Menurut Galih Wahyu Nur Aziz, Manajer CV Java Agro Mandiri, menjelaskan bahwa kerja sama dengan BUMDes Kabul Ciptaku dimulai pada Juli 2023. Mereka kini mendampingi sekitar 250 petani gula kelapa di Langgongsari dan berencana mengembangkan pasar ke Eropa dan Amerika.
"Makanya kita tetap mengupayakan sertifikasi organik dan membangun jejaring dengan teman-teman BUMDes lainnya. Tidak hanya Langgongsari, ada desa-desa lain disekitarnya yang berpotensi banyak pohon kelapa dan petaninya," ungkap Galih.
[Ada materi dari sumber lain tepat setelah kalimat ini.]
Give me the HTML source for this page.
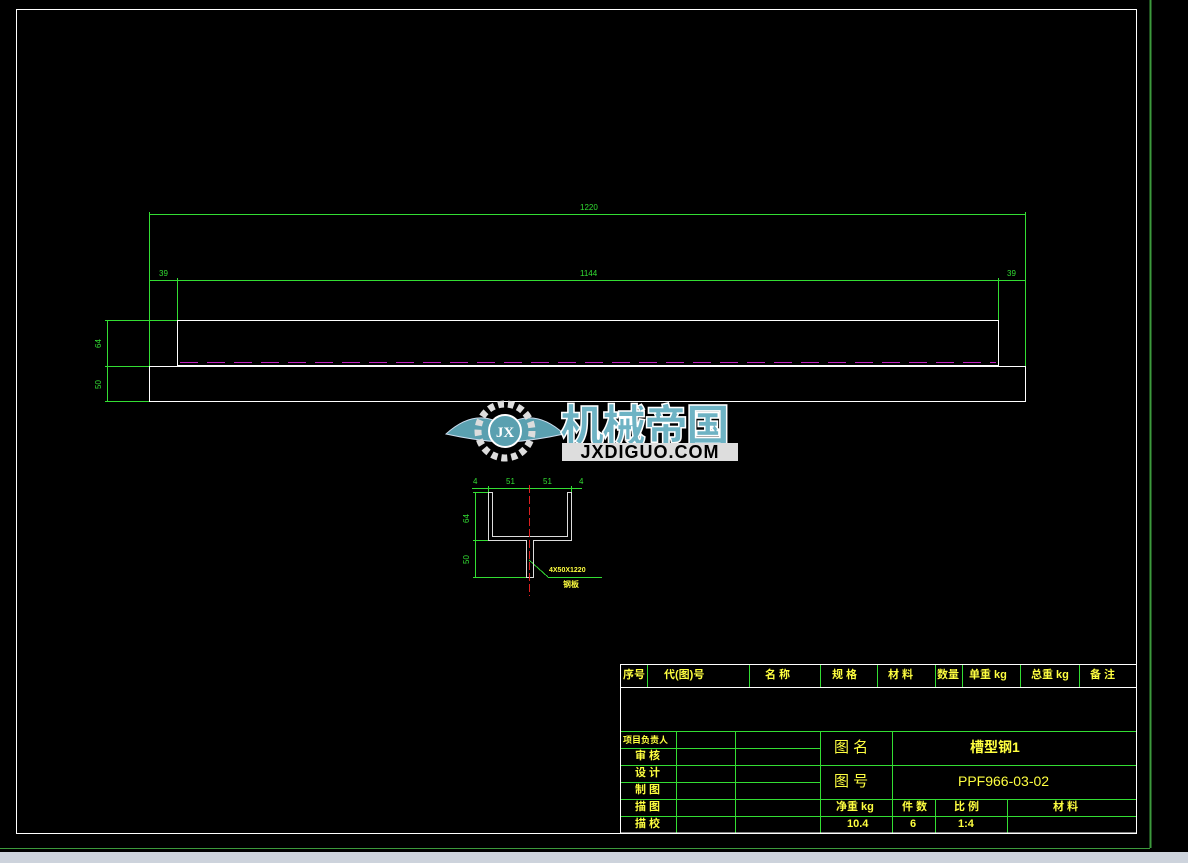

Sementara menurut Direktur BUMDes Kabul Ciptaku, Ahmad Harianto, menyatakan bahwa pihaknya telah membentuk sistem kontrol mutu yang aktif turun ke petani setiap bulan. Selain itu, program penanaman kelapa genjah juga telah berjalan dan terus disosialisasikan kepada petani.
"Memang tantangan terbesarnya adalah mengubah pola pikir petani. Tapi dengan adanya lokasi percontohan, mereka mulai tertarik dan bergabung," katanya.
Ahmad mengungkapkan jika harga jual gula semut jauh lebih menguntungkan bagi petani dibandingkan gula cetak yang selama ini dijual ke pabrik kecap. "Harga gula semut bisa mencapai Rp23 ribu per kilogram, sementara gula cetak hanya Rp17 ribu. Dengan ekspor ini, petani bisa mendapatkan harga yang stabil dan layak," jelasnya.
Sementara menurut salah satu penderes Desa Langgongsari, Hudi mengaku kehidupannya berubah sejak ada ekspor gula semut. "Dulu susah cari penghasilan. Sekarang saya nyadap 20 pohon sehari, bisa dapat 7 kilogram. Hasilnya lebih baik dari sebelumnya, dan istri saya juga bisa kerja di bagian pengolahan gula," tuturnya.